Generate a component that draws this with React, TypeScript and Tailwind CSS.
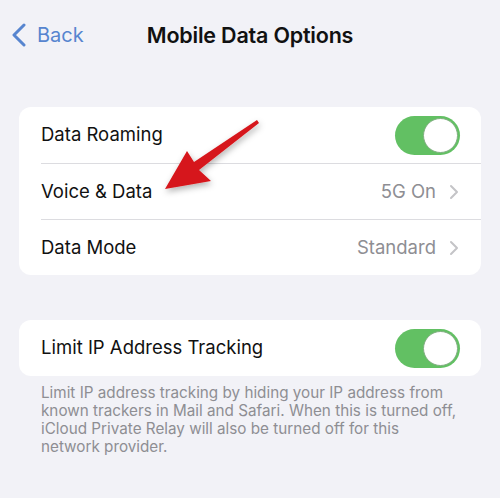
import React from "react";

const font = { fontFamily: "Inter, 'Noto Sans', sans-serif" };

function Toggle() {
  return (
    <div className="relative h-[39px] w-[65px] rounded-full bg-[#62c063]">
      <div className="absolute right-[2px] top-[2px] h-[35px] w-[35px] rounded-full border border-[#7fae7f] bg-white" />
    </div>
  );
}

function Chevron() {
  return (
    <svg width="10" height="16" viewBox="0 0 10 16" className="ml-[13px]">
      <path d="M2 2 L8 8 L2 14" fill="none" stroke="#c4c4c7" strokeWidth="2" strokeLinecap="round" strokeLinejoin="round" />
    </svg>
  );
}

export default function App() {
  return (
    <div className="relative h-[498px] w-[500px] overflow-hidden bg-[#f2f2f7] text-[#111]" style={font}>
      <div className="relative flex h-[70px] items-center justify-center">
        <div className="absolute left-[11px] top-[23px] flex items-center text-[#5785cf]">
          <svg width="16" height="24" viewBox="0 0 16 24">
            <path d="M13 2 L3 12 L13 22" fill="none" stroke="#5785cf" strokeWidth="3" strokeLinecap="round" strokeLinejoin="round" />
          </svg>
          <span className="ml-[10px] text-[20px] leading-[24px]">Back</span>
        </div>
        <span className="text-[21.5px] font-semibold tracking-[-0.2px] text-[#111]">Mobile Data Options</span>
      </div>

      <div className="mx-[19px] mt-[37px] overflow-hidden rounded-[12px] bg-white">
        <div className="flex h-[56px] items-center justify-between pl-[22px] pr-[21px]">
          <span className="text-[18.5px]">Data Roaming</span>
          <Toggle />
        </div>
        <div className="ml-[22px] h-px bg-[#dcdce0]" />
        <div className="flex h-[55px] items-center justify-between pl-[22px] pr-[22px]">
          <span className="text-[18.5px]">Voice &amp; Data</span>
          <div className="flex items-center text-[18.5px] text-[#8e8e93]">
            5G On
            <Chevron />
          </div>
        </div>
        <div className="ml-[22px] h-px bg-[#dcdce0]" />
        <div className="flex h-[55px] items-center justify-between pl-[22px] pr-[22px]">
          <span className="text-[18.5px]">Data Mode</span>
          <div className="flex items-center text-[18.5px] text-[#8e8e93]">
            Standard
            <Chevron />
          </div>
        </div>
      </div>

      <div className="mx-[19px] mt-[45px] rounded-[12px] bg-white">
        <div className="flex h-[56px] items-center justify-between pl-[22px] pr-[21px]">
          <span className="text-[18.5px]">Limit IP Address Tracking</span>
          <Toggle />
        </div>
      </div>

      <p className="mt-[8px] pl-[41px] pr-[42px] text-[15.25px] leading-[18px] text-[#8e8e93]">
        Limit IP address tracking by hiding your IP address from known trackers in Mail and Safari. When this is turned off, iCloud Private Relay will also be turned off for this network provider.
      </p>

      <svg className="pointer-events-none absolute left-0 top-0" width="500" height="498" viewBox="0 0 500 498">
        <defs>
          <filter id="sh" x="-30%" y="-30%" width="160%" height="160%">
            <feDropShadow dx="1" dy="3" stdDeviation="3" floodColor="#000" floodOpacity="0.3" />
          </filter>
        </defs>
        <polygon
          points="165,189 187,151 194,162 257,120 259,123 199,170 211,181"
          fill="#d6141a"
          filter="url(#sh)"
        />
      </svg>
    </div>
  );
}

****

Leave out all pictures, then copy the remaining material exactly.

Generate a component that draws this with React, TypeScript and Tailwind CSS.
import React from "react";

const font = { fontFamily: "Inter, 'Noto Sans', sans-serif" };

function Toggle() {
  return (
    <div className="relative h-[39px] w-[65px] rounded-full bg-[#62c063]">
      <div className="absolute right-[2px] top-[2px] h-[35px] w-[35px] rounded-full border border-[#7fae7f] bg-white" />
    </div>
  );
}

function Chevron() {
  return (
    <svg width="10" height="16" viewBox="0 0 10 16" className="ml-[13px]">
      <path d="M2 2 L8 8 L2 14" fill="none" stroke="#c4c4c7" strokeWidth="2" strokeLinecap="round" strokeLinejoin="round" />
    </svg>
  );
}

export default function App() {
  return (
    <div className="relative h-[498px] w-[500px] overflow-hidden bg-[#f2f2f7] text-[#111]" style={font}>
      <div className="relative flex h-[70px] items-center justify-center">
        <div className="absolute left-[11px] top-[23px] flex items-center text-[#5785cf]">
          <svg width="16" height="24" viewBox="0 0 16 24">
            <path d="M13 2 L3 12 L13 22" fill="none" stroke="#5785cf" strokeWidth="3" strokeLinecap="round" strokeLinejoin="round" />
          </svg>
          <span className="ml-[10px] text-[20px] leading-[24px]">Back</span>
        </div>
        <span className="text-[21.5px] font-semibold tracking-[-0.2px] text-[#111]">Mobile Data Options</span>
      </div>

      <div className="mx-[19px] mt-[37px] overflow-hidden rounded-[12px] bg-white">
        <div className="flex h-[56px] items-center justify-between pl-[22px] pr-[21px]">
          <span className="text-[18.5px]">Data Roaming</span>
          <Toggle />
        </div>
        <div className="ml-[22px] h-px bg-[#dcdce0]" />
        <div className="flex h-[55px] items-center justify-between pl-[22px] pr-[22px]">
          <span className="text-[18.5px]">Voice &amp; Data</span>
          <div className="flex items-center text-[18.5px] text-[#8e8e93]">
            5G On
            <Chevron />
          </div>
        </div>
        <div className="ml-[22px] h-px bg-[#dcdce0]" />
        <div className="flex h-[55px] items-center justify-between pl-[22px] pr-[22px]">
          <span className="text-[18.5px]">Data Mode</span>
          <div className="flex items-center text-[18.5px] text-[#8e8e93]">
            Standard
            <Chevron />
          </div>
        </div>
      </div>

      <div className="mx-[19px] mt-[45px] rounded-[12px] bg-white">
        <div className="flex h-[56px] items-center justify-between pl-[22px] pr-[21px]">
          <span className="text-[18.5px]">Limit IP Address Tracking</span>
          <Toggle />
        </div>
      </div>

      <p className="mt-[8px] pl-[41px] pr-[42px] text-[15.25px] leading-[18px] text-[#8e8e93]">
        Limit IP address tracking by hiding your IP address from known trackers in Mail and Safari. When this is turned off, iCloud Private Relay will also be turned off for this network provider.
      </p>

      <svg className="pointer-events-none absolute left-0 top-0" width="500" height="498" viewBox="0 0 500 498">
        <defs>
          <filter id="sh" x="-30%" y="-30%" width="160%" height="160%">
            <feDropShadow dx="1" dy="3" stdDeviation="3" floodColor="#000" floodOpacity="0.3" />
          </filter>
        </defs>
        <polygon
          points="165,189 187,151 194,162 257,120 259,123 199,170 211,181"
          fill="#d6141a"
          filter="url(#sh)"
        />
      </svg>
    </div>
  );
}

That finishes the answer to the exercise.